(Interface markup and scripts)
######

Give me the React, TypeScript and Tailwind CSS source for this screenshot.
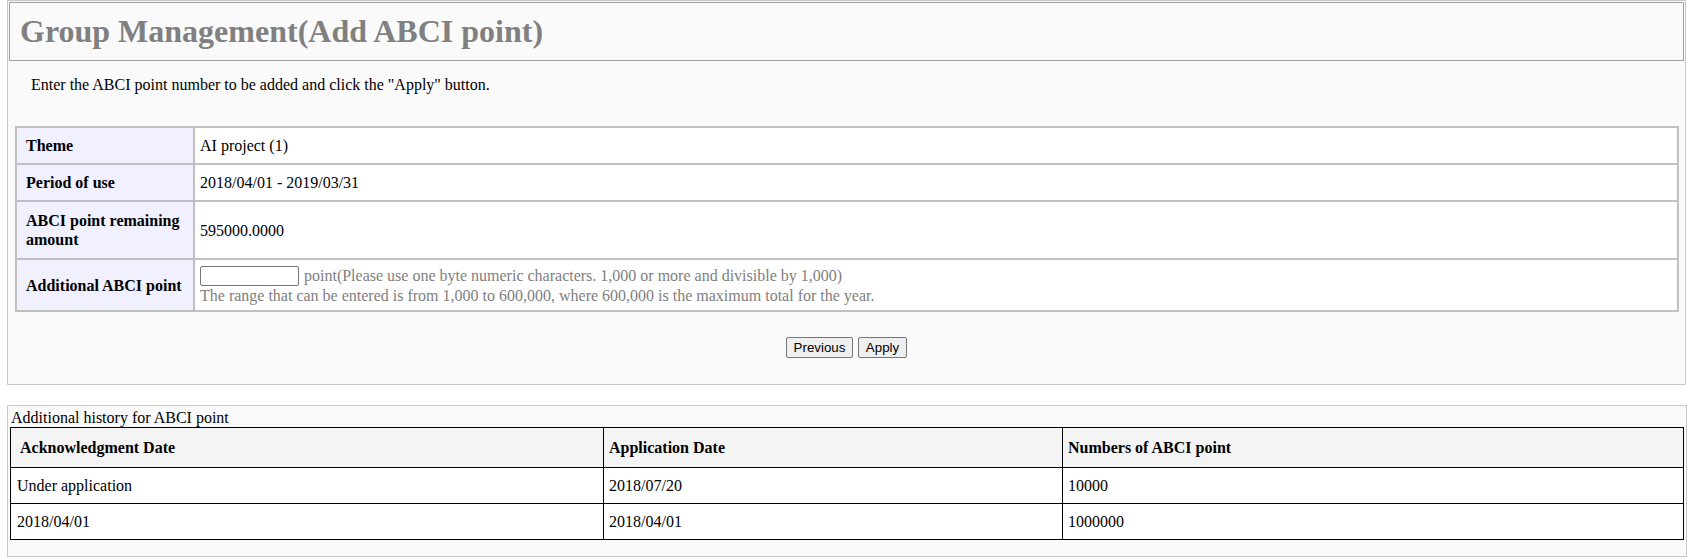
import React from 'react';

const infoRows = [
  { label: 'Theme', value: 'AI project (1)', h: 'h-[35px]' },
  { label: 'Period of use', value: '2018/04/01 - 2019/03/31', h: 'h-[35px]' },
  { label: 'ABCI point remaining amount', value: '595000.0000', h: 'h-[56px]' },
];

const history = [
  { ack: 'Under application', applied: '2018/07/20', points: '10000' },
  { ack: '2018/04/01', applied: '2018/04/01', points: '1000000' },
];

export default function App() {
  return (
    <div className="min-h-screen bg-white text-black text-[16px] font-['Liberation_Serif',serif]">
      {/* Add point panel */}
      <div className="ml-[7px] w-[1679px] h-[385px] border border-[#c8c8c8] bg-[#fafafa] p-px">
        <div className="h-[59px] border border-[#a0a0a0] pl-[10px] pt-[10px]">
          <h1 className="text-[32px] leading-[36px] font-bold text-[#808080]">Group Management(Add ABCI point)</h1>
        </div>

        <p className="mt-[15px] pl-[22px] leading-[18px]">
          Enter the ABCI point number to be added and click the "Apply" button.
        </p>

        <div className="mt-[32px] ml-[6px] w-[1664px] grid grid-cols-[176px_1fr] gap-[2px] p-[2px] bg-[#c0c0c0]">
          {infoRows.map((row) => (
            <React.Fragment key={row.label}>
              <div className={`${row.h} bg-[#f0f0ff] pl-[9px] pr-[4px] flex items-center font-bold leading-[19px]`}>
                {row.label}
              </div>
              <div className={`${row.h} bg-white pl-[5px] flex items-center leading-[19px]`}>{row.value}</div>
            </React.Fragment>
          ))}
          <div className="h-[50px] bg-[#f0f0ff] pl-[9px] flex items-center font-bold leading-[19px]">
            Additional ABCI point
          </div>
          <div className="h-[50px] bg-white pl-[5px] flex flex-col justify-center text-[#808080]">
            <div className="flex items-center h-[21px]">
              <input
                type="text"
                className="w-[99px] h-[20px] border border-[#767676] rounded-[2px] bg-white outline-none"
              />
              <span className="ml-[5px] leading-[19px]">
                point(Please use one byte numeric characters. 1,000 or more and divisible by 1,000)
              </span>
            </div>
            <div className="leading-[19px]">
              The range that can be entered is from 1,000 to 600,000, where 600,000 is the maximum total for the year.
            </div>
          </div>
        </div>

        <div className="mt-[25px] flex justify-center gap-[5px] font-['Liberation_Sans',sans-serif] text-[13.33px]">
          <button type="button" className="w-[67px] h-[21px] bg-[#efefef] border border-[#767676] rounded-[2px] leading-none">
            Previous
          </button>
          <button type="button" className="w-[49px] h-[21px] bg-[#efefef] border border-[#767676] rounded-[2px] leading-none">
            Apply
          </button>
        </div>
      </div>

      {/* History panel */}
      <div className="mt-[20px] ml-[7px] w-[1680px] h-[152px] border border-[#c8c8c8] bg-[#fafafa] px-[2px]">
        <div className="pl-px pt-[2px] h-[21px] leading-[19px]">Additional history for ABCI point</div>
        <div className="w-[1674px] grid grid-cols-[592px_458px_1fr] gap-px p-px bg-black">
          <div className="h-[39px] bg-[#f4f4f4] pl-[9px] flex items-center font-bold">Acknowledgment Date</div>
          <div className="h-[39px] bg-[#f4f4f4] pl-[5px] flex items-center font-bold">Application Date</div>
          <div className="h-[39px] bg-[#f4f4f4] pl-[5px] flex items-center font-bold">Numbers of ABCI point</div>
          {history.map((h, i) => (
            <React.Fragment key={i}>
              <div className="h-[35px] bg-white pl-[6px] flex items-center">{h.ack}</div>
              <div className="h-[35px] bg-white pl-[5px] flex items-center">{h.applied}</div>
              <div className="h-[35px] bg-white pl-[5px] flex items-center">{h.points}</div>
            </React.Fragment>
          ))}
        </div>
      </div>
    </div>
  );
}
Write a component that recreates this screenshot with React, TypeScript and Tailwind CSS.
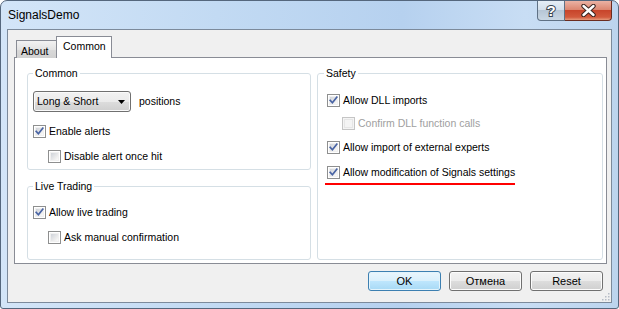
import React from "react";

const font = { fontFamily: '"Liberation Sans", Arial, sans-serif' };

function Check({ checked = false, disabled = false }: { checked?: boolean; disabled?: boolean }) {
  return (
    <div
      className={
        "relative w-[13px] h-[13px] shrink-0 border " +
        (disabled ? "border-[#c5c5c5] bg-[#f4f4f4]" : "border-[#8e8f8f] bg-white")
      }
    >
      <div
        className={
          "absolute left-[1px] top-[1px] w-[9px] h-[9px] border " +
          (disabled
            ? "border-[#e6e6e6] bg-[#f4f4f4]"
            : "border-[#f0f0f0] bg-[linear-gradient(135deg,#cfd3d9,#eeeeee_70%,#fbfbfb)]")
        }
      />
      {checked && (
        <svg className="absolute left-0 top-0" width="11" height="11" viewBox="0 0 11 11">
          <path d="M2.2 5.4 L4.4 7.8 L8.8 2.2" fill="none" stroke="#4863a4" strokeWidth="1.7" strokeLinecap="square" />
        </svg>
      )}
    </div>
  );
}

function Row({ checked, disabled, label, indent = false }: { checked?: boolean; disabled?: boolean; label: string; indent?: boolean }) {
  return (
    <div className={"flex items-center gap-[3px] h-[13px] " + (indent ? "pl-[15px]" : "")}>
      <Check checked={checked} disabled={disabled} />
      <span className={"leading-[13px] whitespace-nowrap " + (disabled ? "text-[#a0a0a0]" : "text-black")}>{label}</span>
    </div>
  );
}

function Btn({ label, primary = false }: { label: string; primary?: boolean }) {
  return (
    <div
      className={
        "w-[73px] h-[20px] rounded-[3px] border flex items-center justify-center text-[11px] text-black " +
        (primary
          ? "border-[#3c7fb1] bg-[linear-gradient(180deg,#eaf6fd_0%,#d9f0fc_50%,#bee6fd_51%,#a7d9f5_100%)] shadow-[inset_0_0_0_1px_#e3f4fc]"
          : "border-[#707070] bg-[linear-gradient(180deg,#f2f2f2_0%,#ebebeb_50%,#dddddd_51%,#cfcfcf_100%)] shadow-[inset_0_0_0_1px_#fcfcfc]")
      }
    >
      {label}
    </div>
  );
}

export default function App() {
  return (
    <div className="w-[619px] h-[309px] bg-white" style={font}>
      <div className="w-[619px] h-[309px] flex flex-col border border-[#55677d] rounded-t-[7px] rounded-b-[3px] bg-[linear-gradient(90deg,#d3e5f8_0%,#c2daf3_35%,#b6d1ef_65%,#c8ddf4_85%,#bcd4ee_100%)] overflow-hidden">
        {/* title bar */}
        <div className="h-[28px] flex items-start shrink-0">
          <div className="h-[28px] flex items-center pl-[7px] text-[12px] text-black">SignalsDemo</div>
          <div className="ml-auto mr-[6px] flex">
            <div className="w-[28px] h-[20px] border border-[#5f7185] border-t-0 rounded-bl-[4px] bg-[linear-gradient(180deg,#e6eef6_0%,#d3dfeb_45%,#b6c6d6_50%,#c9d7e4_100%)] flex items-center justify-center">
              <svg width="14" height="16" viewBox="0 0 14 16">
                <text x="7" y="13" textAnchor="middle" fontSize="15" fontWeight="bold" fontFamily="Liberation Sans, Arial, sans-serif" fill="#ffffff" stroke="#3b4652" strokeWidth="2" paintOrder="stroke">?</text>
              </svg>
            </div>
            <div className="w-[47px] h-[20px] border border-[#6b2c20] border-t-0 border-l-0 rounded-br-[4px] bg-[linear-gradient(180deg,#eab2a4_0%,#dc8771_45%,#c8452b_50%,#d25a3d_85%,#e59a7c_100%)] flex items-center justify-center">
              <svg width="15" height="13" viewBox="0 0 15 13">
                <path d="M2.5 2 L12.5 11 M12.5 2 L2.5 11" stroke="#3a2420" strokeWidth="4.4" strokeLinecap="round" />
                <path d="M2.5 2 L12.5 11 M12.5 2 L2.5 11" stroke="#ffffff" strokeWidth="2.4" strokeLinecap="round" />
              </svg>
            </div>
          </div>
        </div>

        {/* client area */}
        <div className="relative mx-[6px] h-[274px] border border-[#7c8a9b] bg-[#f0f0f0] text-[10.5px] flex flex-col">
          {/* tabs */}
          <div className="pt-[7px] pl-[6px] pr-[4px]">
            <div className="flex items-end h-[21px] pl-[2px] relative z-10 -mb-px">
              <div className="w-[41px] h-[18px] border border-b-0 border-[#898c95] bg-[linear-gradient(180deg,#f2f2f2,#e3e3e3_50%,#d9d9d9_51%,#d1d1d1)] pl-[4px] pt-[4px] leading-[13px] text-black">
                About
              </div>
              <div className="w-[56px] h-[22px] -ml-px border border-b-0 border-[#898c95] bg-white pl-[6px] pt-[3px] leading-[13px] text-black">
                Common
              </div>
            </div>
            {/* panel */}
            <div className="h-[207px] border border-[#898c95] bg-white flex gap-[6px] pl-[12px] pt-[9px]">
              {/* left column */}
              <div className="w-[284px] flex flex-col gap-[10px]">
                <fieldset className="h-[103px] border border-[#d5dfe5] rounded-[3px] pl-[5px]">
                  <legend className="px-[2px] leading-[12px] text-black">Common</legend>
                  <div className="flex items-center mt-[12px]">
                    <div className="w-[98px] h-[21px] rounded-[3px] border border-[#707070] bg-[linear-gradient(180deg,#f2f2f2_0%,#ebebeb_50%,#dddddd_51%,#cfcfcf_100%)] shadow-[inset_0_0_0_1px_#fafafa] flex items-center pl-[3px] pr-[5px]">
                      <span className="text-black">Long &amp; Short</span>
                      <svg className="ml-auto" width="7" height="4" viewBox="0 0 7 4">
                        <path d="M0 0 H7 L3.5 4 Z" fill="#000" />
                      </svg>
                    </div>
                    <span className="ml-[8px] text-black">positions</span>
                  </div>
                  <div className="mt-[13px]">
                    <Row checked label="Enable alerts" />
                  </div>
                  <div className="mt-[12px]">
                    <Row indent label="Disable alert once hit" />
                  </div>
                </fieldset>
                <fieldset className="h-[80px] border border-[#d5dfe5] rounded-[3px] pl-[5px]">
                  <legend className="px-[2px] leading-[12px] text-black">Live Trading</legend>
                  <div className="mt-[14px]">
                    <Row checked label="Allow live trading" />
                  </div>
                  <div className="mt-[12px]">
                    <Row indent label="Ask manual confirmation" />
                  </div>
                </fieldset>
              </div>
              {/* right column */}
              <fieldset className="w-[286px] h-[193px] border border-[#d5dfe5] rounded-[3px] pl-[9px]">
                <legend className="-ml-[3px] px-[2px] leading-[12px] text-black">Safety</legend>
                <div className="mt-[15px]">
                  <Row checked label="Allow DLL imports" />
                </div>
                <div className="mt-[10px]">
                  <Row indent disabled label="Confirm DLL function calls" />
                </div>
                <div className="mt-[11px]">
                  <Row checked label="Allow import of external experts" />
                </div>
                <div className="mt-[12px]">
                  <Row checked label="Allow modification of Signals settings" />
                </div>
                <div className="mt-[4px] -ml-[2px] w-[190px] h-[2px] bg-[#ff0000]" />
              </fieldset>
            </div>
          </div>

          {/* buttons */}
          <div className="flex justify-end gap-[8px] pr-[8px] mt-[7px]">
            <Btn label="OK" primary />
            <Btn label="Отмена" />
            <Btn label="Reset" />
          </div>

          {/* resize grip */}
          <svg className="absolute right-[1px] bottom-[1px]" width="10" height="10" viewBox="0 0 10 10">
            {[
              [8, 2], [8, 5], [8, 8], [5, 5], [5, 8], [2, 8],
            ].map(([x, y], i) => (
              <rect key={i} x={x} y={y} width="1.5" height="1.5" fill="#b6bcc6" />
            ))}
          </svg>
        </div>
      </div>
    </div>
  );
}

######

#### To do:
Count every line bearing the word "that"; report the total only.

#### The answer:
2